Médine : les paroles de "Don't Laïk", ou le rap contre la République ?
De la difficulté d'enseigner la laïcité et les valeurs de la République à l'école. Alors qu'un grand plan sur l'éducation vient d'être annoncé par Najat Vallaud-Belkacem, le morceau d'un rappeur, sorti en janvier 2015 avant les attentats contre Charlie Hebdo, fait polémique. Le clip "Don't Laïk", du slameur Médine, a déjà séduit plus de 800 000 visionneurs sur YouTube quand le rappeur lui-même recueille plus de 500 000 fans sur sa page Facebook. La preuve, sans doute, d'une certaine curiosité, mais surtout d'un véritable succès chez les jeunes visés précisément par le plan de la ministre.

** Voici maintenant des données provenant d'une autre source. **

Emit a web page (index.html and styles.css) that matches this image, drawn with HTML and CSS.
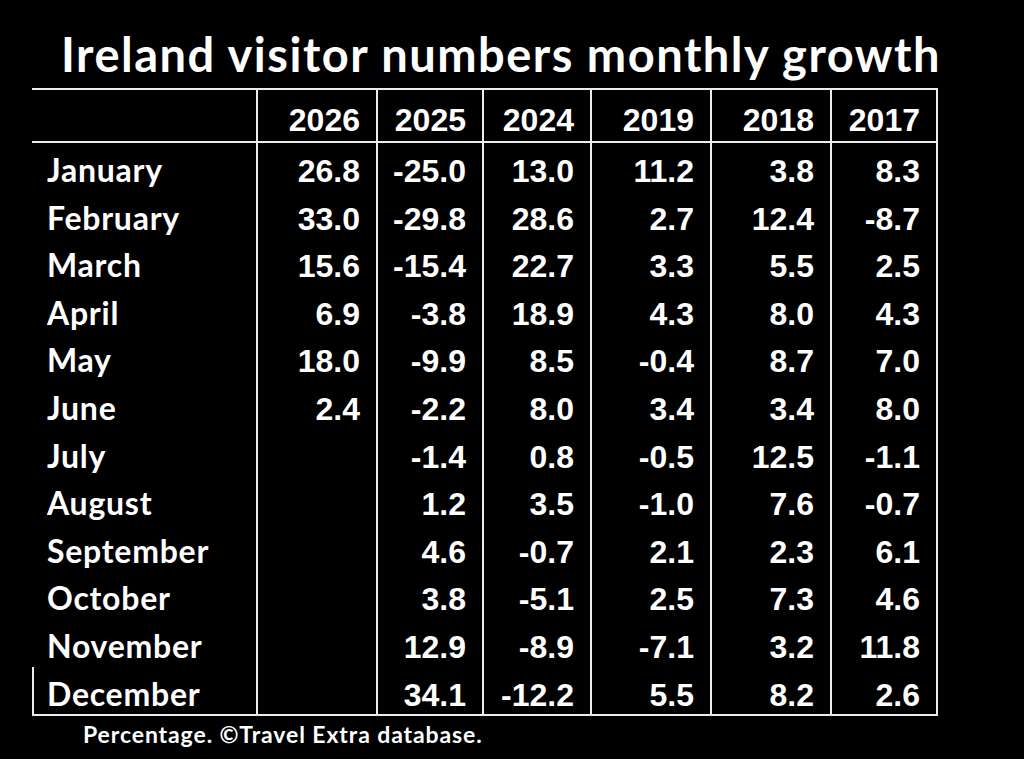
FILE: index.html
```html
<!DOCTYPE html>
<html lang="en">
<head>
<meta charset="utf-8">
<title>Ireland visitor numbers monthly growth</title>
<link rel="stylesheet" href="styles.css">
</head>
<body>
<main class="page">
  <h1 class="title">Ireland visitor numbers monthly growth</h1>
  <table class="growth">
    <colgroup>
      <col class="c-month"><col class="c-wide"><col class="c-narrow"><col class="c-mid"><col class="c-wide"><col class="c-wide"><col class="c-narrow">
    </colgroup>
    <thead>
      <tr><th class="month"></th><th>2026</th><th>2025</th><th>2024</th><th>2019</th><th>2018</th><th>2017</th></tr>
    </thead>
    <tbody>
      <tr><td class="month">January</td><td>26.8</td><td>-25.0</td><td>13.0</td><td>11.2</td><td>3.8</td><td>8.3</td></tr>
      <tr><td class="month">February</td><td>33.0</td><td>-29.8</td><td>28.6</td><td>2.7</td><td>12.4</td><td>-8.7</td></tr>
      <tr><td class="month">March</td><td>15.6</td><td>-15.4</td><td>22.7</td><td>3.3</td><td>5.5</td><td>2.5</td></tr>
      <tr><td class="month">April</td><td>6.9</td><td>-3.8</td><td>18.9</td><td>4.3</td><td>8.0</td><td>4.3</td></tr>
      <tr><td class="month">May</td><td>18.0</td><td>-9.9</td><td>8.5</td><td>-0.4</td><td>8.7</td><td>7.0</td></tr>
      <tr><td class="month">June</td><td>2.4</td><td>-2.2</td><td>8.0</td><td>3.4</td><td>3.4</td><td>8.0</td></tr>
      <tr><td class="month">July</td><td></td><td>-1.4</td><td>0.8</td><td>-0.5</td><td>12.5</td><td>-1.1</td></tr>
      <tr><td class="month">August</td><td></td><td>1.2</td><td>3.5</td><td>-1.0</td><td>7.6</td><td>-0.7</td></tr>
      <tr><td class="month">September</td><td></td><td>4.6</td><td>-0.7</td><td>2.1</td><td>2.3</td><td>6.1</td></tr>
      <tr><td class="month">October</td><td></td><td>3.8</td><td>-5.1</td><td>2.5</td><td>7.3</td><td>4.6</td></tr>
      <tr><td class="month">November</td><td></td><td>12.9</td><td>-8.9</td><td>-7.1</td><td>3.2</td><td>11.8</td></tr>
      <tr class="last"><td class="month">December</td><td></td><td>34.1</td><td>-12.2</td><td>5.5</td><td>8.2</td><td>2.6</td></tr>
    </tbody>
  </table>
  <p class="source">Percentage. ©Travel Extra database.</p>
</main>
</body>
</html>
```

FILE: styles.css
```css
html, body {
  margin: 0;
  padding: 0;
  background: #000;
}

body {
  width: 1024px;
  height: 759px;
  overflow: hidden;
  color: #fff;
  font-family: "Liberation Sans", Arial, sans-serif;
}

.page {
  padding-left: 32px;
}

.title {
  margin: 0;
  padding: 31px 0 0 29px;
  height: 88px;
  box-sizing: border-box;
  font-family: Lato, "Open Sans", sans-serif;
  font-weight: 700;
  font-size: 47px;
  line-height: 47px;
  letter-spacing: 1.5px;
  white-space: nowrap;
}

.growth {
  table-layout: fixed;
  width: 906px;
  border-collapse: separate;
  border-spacing: 0;
}

.c-month { width: 226px; }
.c-wide { width: 120px; }
.c-narrow { width: 106px; }
.c-mid { width: 108px; }

.growth tr {
  height: 47.6px;
}

.growth thead tr {
  height: 55px;
}

.growth .last {
  height: 49.6px;
}

.growth th,
.growth td {
  box-sizing: border-box;
  border-right: 2px solid #ececec;
  text-align: right;
  padding: 9px 16px 0 0;
  font-family: "Liberation Sans", Arial, sans-serif;
  font-weight: 700;
  font-size: 32px;
  line-height: 38px;
  vertical-align: top;
  white-space: nowrap;
}

.growth th {
  border-top: 2px solid #ececec;
  border-bottom: 2px solid #ececec;
  padding-top: 11px;
}

.growth .month {
  text-align: left;
  padding-top: 8px;
  padding-left: 15px;
  padding-right: 0;
  font-family: Lato, "Open Sans", sans-serif;
  font-size: 32px;
  letter-spacing: 0.75px;
}

.growth .last td {
  border-bottom: 2px solid #ececec;
}

.growth .last .month {
  border-left: 2px solid #ececec;
  padding-left: 13px;
}

.source {
  margin: 6px 0 0 51px;
  font-family: Lato, "Open Sans", sans-serif;
  font-weight: 700;
  font-size: 23px;
  line-height: 24px;
  letter-spacing: 0.9px;
}
```
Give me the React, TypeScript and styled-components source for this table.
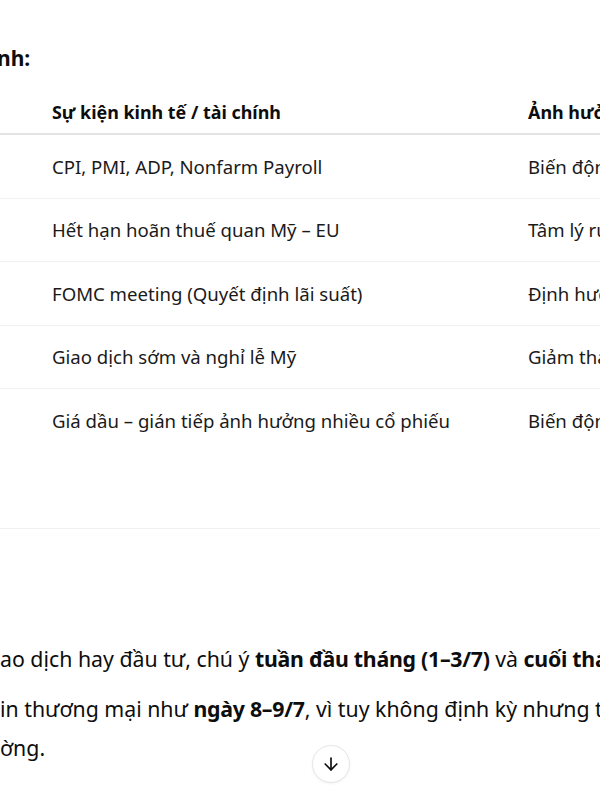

Le message que veut faire passer Médine (du nom de la ville arabe où séjourna et mourut Mahomet) reste difficile à déterminer au premier abord, mais certaines formules choquent. Manifestement critique envers la laïcité, le rappeur scande dès le premier couplet "nous sommes les gens du livre", mais aussi "crucifions les laïcards comme à Golgotha" ou encore "le polygame vaut bien mieux que l'ami Strauss-Kahn". Suit : "si j'te flingue dans mes rêves j'te demande pardon en me réveillant / En me référant toujours dans le Saint-Coran". Et encore : "Pas de signe ostentatoire, pas même la croix de Jésus / J'suis une Djellaba à la journée de la jupe / Islamo-caillera, c'est ma prière de rue".
Attaques contre la République, Marianne...
Pointant ceux (les dirigeants ? les journalistes ?) qui "n'ont ni Dieu ni maître à part Maître Kanter", Médine affirme ensuite qu'il "scie l'arbre de leur laïcité avant qu'on le mette en terre". "Marianne est une Femen tatouée 'Fuck God' sur les mamelles", crie-t-il encore. Faisant plus loin référence à l'affaire de la crèche Baby loup, il dit enfin se suffire "d'Allah" ("pas besoin qu'on me laïcise") et critique pêle-mêle Eve Angeli, "les anges de la TV Reality" Nadine Morano, Jean-François Copé, Pierre Cassen ou encore "Madame Fourest"... Le refrain, évidemment, est à l'avenant : "Ta barbe, rebeu, dans ce pays c'est Don't Laïk / Ton voile, ma sœur, dans ce pays c'est Don't Laïk / Ta foi, négga, dans ce pays c'est Don't Laïk / Madame monsieur, votre couple est Don't Laïk".
Critique d'une dérive de la laïcité et pas de la laïcité en elle-même ?
Confus pendant plus de 2 minutes, le discours de Médine sera peut-être mieux compris à la fin de ce titre ambigu. "Religion pour les francs-maçons, catéchisme pour les athées / Laïcité n'est plus qu'une ombre entre l'éclairée et l'illuminée / Nous sommes épouvantail de la République / Les élites sont les prosélytes des propagandistes ultra laïcs", semble en effet dénoncer d'éventuelles dérives d'une laïcité qui serait poussée à l'extrême. Un message que Médine a confirmé via un commentaire sous son clip : "Ici, il est important de distinguer Laïcisme de Laïcité", indique-t-il ajoutant que "le Laïcisme est une version dévoyée de la laïcité". Axant sa critique contre la stigmatisation du religieux, le rappeur estime être légitime et nie vouloir attaquer une quelconque confession ou non-confession. Il rappelle que la laïcité "semble être l'une des solutions au bien vivre ensemble quand elle est appliquée rigoureusement" et est finalement "secourue dans ce morceau".
A une télévision hollandaise qui l'a interviewé, le rappeur a encore précisé son propos. Il pointe une "liberté d'expression à géométrie variable", favorable à Charlie Hebdo mais pas aux musulmans. Mais il reste sur la ligne de crête entre "ne pas être Charlie" et se réclamer de la même tendance au ton satirique et irrévérencieux que les journalistes de l'hebdomadaire. Une explication et une justification habiles que ne saisiront sans doute pas, cependant, tous ses auditeurs.